Pins a value on the stack

Oh…well that explains a lot. Tokio futures generate a lot of other code and scaffolding (out of necessity) around your actual work function. So things that each future was doing also would end up bloating stack use. To be clear, we could have also done a Box::pin, but it turns out that tokio also has a select! macro that doesn’t require us to pin (although it does do a little bit of pinning magic under the hood). So once we got rid of the stack pinning, everything started working with no stack overflows!

So what did we learn here?

Ok, that was a lot of information, so what did we actually learn here?

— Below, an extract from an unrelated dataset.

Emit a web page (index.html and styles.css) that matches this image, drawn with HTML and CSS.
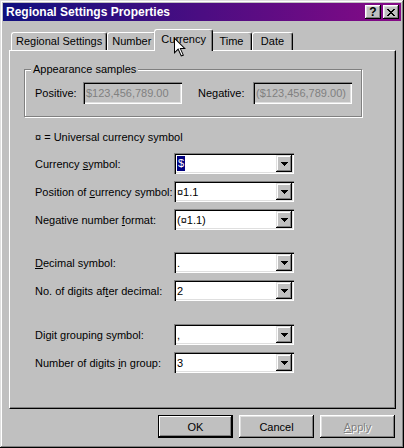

If you are having problems with a stack overflow, remember to check these things:

  • Do you need to increase the stack size?
  • Do you have any large structs? Try printing the type sizes to check
  • Are you pinning or allocating things on the stack you didn’t mean to?

Another lesson we learned from this experience is “with great power comes great responsibility” around zero cost abstractions. Rust focuses on having zero cost abstractions across its whole API surface. This is quite useful as you can feel free to use any of the abstractions without worry for adding additional overhead or introducing other behavior you didn’t expect. However, it also means you need to be careful and deliberate in your use of every abstraction, especially as a new Rust programmer.

In our case, the compiler complained and said “Hey! I need this future to be pinned,” so we pinned it. We didn’t take the time to understand what the abstraction was doing for us, which in this case was pinning to the stack. Rust gives us the ability to easily pin things to the stack or allocate them on heap (i.e. we don’t have to go manually allocate the memory ourselves) instead of magically managing the choice for us. But in this case, we weren’t aware of all the repercussions of our choices and it led us down a rabbit hole. So the lesson to remember here is to remember that “zero cost” doesn’t mean “zero responsibility.”

Hopefully this is helpful to you and helps you avoid possible pitfalls in your own applications.